Between 1635 and 1636, tulip prices rose rapidly across Dutch towns. Everyone from teachers and carpenters to farmers and barbers entered the market. Some mortgaged their homes or sold their land to buy tulip contracts.


 At the peak of the mania, a single Semper Augustus bulb was exchanged for a list of goods that included land, livestock, wine, butter and even a silver cup. Tulips had become a national obsession. Many bulbs changed hands several times a day, and deals were made based on trust, beer and handshakes.


Then the illusion collapsed. By late 1636 and early 1637, prices began to fall like a house of cards. Traders tried to sell their contracts, but no one wanted to buy. Within days, tulip prices dropped by 60 to 90 percent.

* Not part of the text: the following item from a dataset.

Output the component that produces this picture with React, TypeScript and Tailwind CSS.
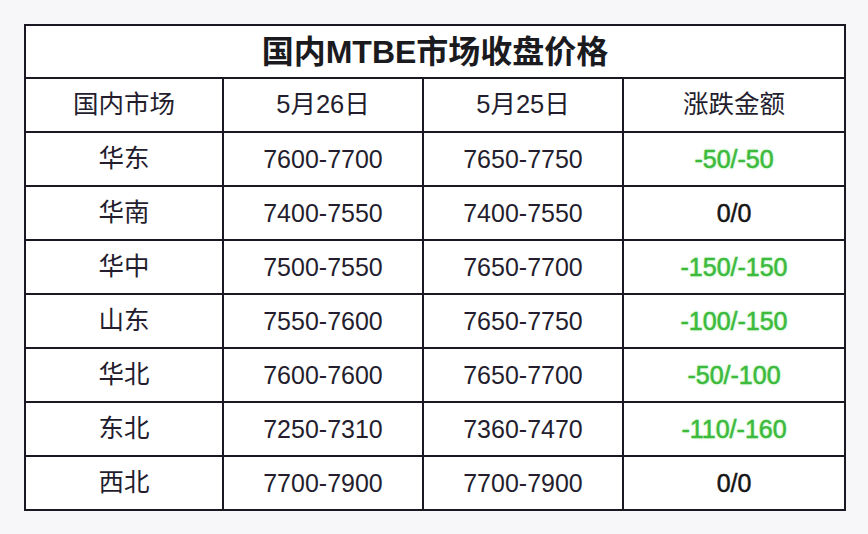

A bulb valued at 5,000 guilders in January could not sell for even 500 guilders. Contracts became worthless. People who had invested their life savings were left in shock.


The crash began when a routine auction in Haarlem failed. No one placed a bid. Panic spread to nearby towns, including Amsterdam. Fear replaced confidence almost instantly. 


For the first time, people realized the market had no real foundation.


When traders rushed to courts demanding that buyers honor their contracts, the Dutch authorities had to intervene. In April 1637, the government ruled that buyers could walk away from contracts by paying a small penalty of about 3.5 percent of the contract value. Courts treated tulip disputes as matters of folly rather than fraud. But the damage was permanent. Tulips never regained their inflated prices. Bulbs that were once worth fortunes could barely buy bread.


Although Tulip Mania might sound like an odd event from the seventeenth century, its psychology has echoed through time. The same mix of hype, greed and herd mentality appeared during the dot com bubble of the 1990s and the real estate bubble of 2007. In each case, people believed prices would rise forever. Loans became easier, confidence grew and markets inflated on pure belief. Once that belief cracked, the entire system collapsed.


The lesson from Tulip Mania is not just about economics but human behavior. People often invest because of FOMO, the fear of missing out. From tulip gardens in Holland to modern financial markets, one truth remains unchanged. Wherever the promise of easy money is strong, common sense tends to disappear. As one observer wrote long ago, “every man imagined that the passion for tulips would last forever”. Blind belief pushed prices higher until reality forced everything to fall.